I just got home from seeing the very first show of the Welcome to Night Vale West Coast tour, in which the cast puts on an episode of their wonderful eldritch podcast live on stage. I had very little idea what to expect. We all know that librarians are terrifying nonhumans who represent a clear danger to library patrons and Summer Reading Program students, of course, so the peril was represented in the title, but beyond that, no idea. The podcast is usually just over twenty minutes, and I honestly had no idea if I might have paid fairly steep ticket prices for my sweetie and myself to be in the theater for about half an hour.
If that had been true, it would have been worth it just to be there with that audience. It had not occurred to me
to perform Night Vale cosplay, but the 8pm sold-out audience was composed of the people who'd been waiting with bated breath for ticket sales: the big fans. We stood in line behind a small female Carlos, who did indeed have beautiful hair to go with her goggles and hand-painted NV lab coat. The first Cecil appeared only moments later -- Tumblr-fanon to the life -- and that girl did not have a light-up leaf umbrella, she was the Glow Cloud. There was a hooded figure with glowing red eyes and a Night Vale Dog Park sign, who was hanging around with the Faceless Old Woman. Librarians in pencil skirts and torn, bloodied blouses were jossed only a few minutes into the show, but that's probably the way I'd have gone if I'd thought of it sooner, despite my own completely legitimate lab coat ownership. And afterward Wim helped me find were_duck
's friend M, who had homebrewed LED Glow Cloud on their t-shirt; they nabbed the umbrella girl and her elaborate microcontroller for a photo; and I pulled in the third Glow Cloud, who had an old-school glamour about her puffy lighted wrap. Such the best audience. (The 10pm latecomers seemed much more ordinary as we walked past the two blocks of lineup on our way out.)

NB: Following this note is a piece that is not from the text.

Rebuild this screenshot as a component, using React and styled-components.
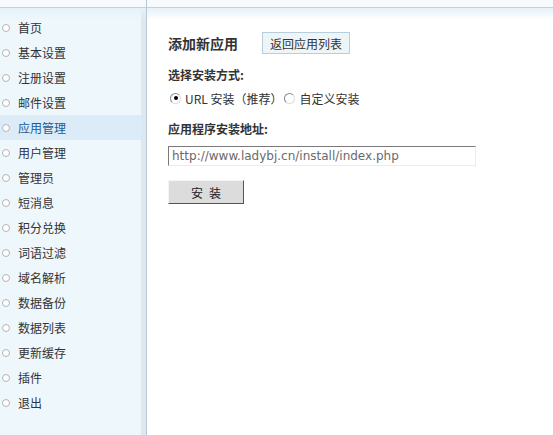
import React from 'react';
import styled, { createGlobalStyle, css } from 'styled-components';

const GlobalStyle = createGlobalStyle`
  html, body { margin: 0; padding: 0; background: #fff; }
  body {
    font-family: "Noto Sans CJK SC", "DejaVu Sans", sans-serif;
    font-size: 12px;
    color: #333;
  }
`;

const Page = styled.div`
  display: flex;
  height: 435px;
  overflow: hidden;
`;

const Sidebar = styled.div`
  width: 146px;
  flex: 0 0 146px;
  border-right: 1px solid #b6c8d4;
  background: linear-gradient(to right, #eef7fc 141px, #dce9f3 141px);
  display: flex;
  flex-direction: column;
`;

const TopStrip = styled.div`
  height: 7px;
  flex: 0 0 7px;
  background: #f6fafd;
  border-bottom: 1px solid #c0d2dd;
`;

const Glow = styled.div`
  height: 12px;
  background: linear-gradient(#e5f1f9, rgba(255, 255, 255, 0));
`;

const Menu = styled.ul`
  list-style: none;
  margin: 0;
  padding: 0;
  width: 141px;
  margin-top: -5px;
`;

const MenuItem = styled.li`
  height: 25px;
  display: flex;
  align-items: center;
  padding-left: 2px;
  gap: 6px;
  color: #333;
  ${(p) =>
    p.active &&
    css`
      background: #dbecf8;
      color: #1c5a94;
    `}
`;

const Bullet = styled.span`
  width: 6px;
  height: 6px;
  border-radius: 50%;
  border: 1px solid #b4b4b4;
  background: #fff;
  margin-right: 2px;
`;

const Main = styled.div`
  flex: 1;
  display: flex;
  flex-direction: column;
`;

const Content = styled.div`
  padding: 12px 0 0 21px;
  display: flex;
  flex-direction: column;
`;

const TitleRow = styled.div`
  display: flex;
  align-items: center;
  gap: 24px;
  height: 22px;
`;

const Title = styled.h2`
  margin: 0;
  font-size: 14px;
  font-weight: bold;
  color: #333;
`;

const BackButton = styled.button`
  height: 22px;
  width: 88px;
  padding: 0;
  font: inherit;
  font-size: 12px;
  color: #333;
  background: #edf5f9;
  border: 1px solid #b7cfdc;
`;

const Label = styled.div`
  font-weight: bold;
  margin-top: ${(p) => p.top}px;
  line-height: 16px;
`;

const RadioRow = styled.div`
  display: flex;
  align-items: center;
  margin-top: 7px;
  height: 16px;
  padding-left: 2px;
`;

const RadioOption = styled.label`
  display: flex;
  align-items: center;
  gap: 4px;
  margin-right: 2px;
  color: #333;
`;

const RadioDot = styled.span`
  width: 9px;
  height: 9px;
  border-radius: 50%;
  border: 1px solid #8a8a8a;
  border-right-color: #ddd;
  border-bottom-color: #ddd;
  background: #fff;
  display: flex;
  align-items: center;
  justify-content: center;
  &::after {
    content: '';
    width: 4px;
    height: 4px;
    border-radius: 50%;
    background: ${(p) => (p.checked ? '#000' : 'transparent')};
  }
`;

const UrlInput = styled.input`
  margin-top: 9px;
  width: 300px;
  height: 16px;
  padding: 1px 3px;
  font-family: "DejaVu Sans", Verdana, sans-serif;
  font-size: 12px;
  color: #6a6a6a;
  border: 1px solid #ececec;
  border-top-color: #7a7a7a;
  border-left-color: #7a7a7a;
  outline: none;
`;

const SubmitButton = styled.button`
  margin-top: 14px;
  width: 76px;
  height: 24px;
  padding: 0;
  font: inherit;
  font-size: 12px;
  color: #222;
  background: #dcdcdc;
  border: 1px solid;
  border-color: #f4f4f4 #555 #555 #f4f4f4;
  letter-spacing: 6px;
  text-indent: 6px;
`;

const menu = [
  '首页', '基本设置', '注册设置', '邮件设置', '应用管理', '用户管理', '管理员', '短消息',
  '积分兑换', '词语过滤', '域名解析', '数据备份', '数据列表', '更新缓存', '插件', '退出',
];

export default function App() {
  return (
    <Page>
      <GlobalStyle />
      <Sidebar>
        <TopStrip />
        <Glow />
        <Menu>
          {menu.map((m) => (
            <MenuItem key={m} active={m === '应用管理' ? 1 : 0}>
              <Bullet />
              {m}
            </MenuItem>
          ))}
        </Menu>
      </Sidebar>
      <Main>
        <TopStrip />
        <Glow />
        <Content>
          <TitleRow>
            <Title>添加新应用</Title>
            <BackButton>返回应用列表</BackButton>
          </TitleRow>
          <Label top={13}>选择安装方式:</Label>
          <RadioRow>
            <RadioOption>
              <RadioDot checked />
              URL 安装（推荐）
            </RadioOption>
            <RadioOption>
              <RadioDot />
              自定义安装
            </RadioOption>
          </RadioRow>
          <Label top={15}>应用程序安装地址:</Label>
          <UrlInput defaultValue="http://www.ladybj.cn/install/index.php" />
          <SubmitButton>安装</SubmitButton>
        </Content>
      </Main>
    </Page>
  );
}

I had the wrong idea about the weather, as it turns out. I knew that in Seattle the weather would be performed by Jason Webley, a local accordionist and hipster hero, and assumed that it would be a local artist in each location. Not so: Webley is integrated into the show and will be touring with them. He also opened with a short set, which unfortunately began with the exact same three songs I had heard him play most recently, since they're the ones he did at the Neil Gaiman reading. Sheesh. The giraffe bit is hilarious, but could we mix things up a little more? We can't be the only people who went to both events. Anyway, he stomped and yelled in his usual fashion, then settled down into the parts of his performances that I actually like, here adding a violinist to fine effect. Overall enjoyable, just getting tired of having him pop up suddenly at things I'm going to for other reasons.
The staging was minimal, no props or elaborate costumes, but Cecil Baldwin is a stage actor and does a marvelous job of reading with appropriate gestures as well as intonation. As in the podcast, you don't see much, but the show as written is longer than usual and does a frankly brilliant job at pulling the audience in for participation and effective creepiness. All the musical accompaniment was right on cue*, as in the final show. We got out right around 9:30, and I will tell you nothing else about the story, since they're going to edit it for broadcast later.
If you're lucky enough to have tickets, you are going to be extremely happy with this show! It exceeded my expectations completely, and they weren't low. I kept bumping up against Wim's shoulder on the way home and gleaming at him. He was properly appreciative of his present.
Upcoming shows for which there are still tickets:
- Vegas and Phoenix
- Another just-announced tour in March from Boston down the coast and around through Texas, then the Midwest
- Emerald City Comic-con back here in Seattle (a reason to go to a giant con?)
* There was one hilarious moment during the end of a dramatic Webley song when someone's Mac made a loud "my volume has been adjusted" blip, though. Webley carried on admirably, but I admit that my area of the audience was giggling a bit, and when someone stage-whispered disgustedly, "APPLE," it didn't help us control ourselves.
[ETA: Also, I sat next to an ax for the entire show. And there was a man in a tan jacket with the BEST felt deer-skull mask, we only saw him on the way out. AUDIENCE LOVE.]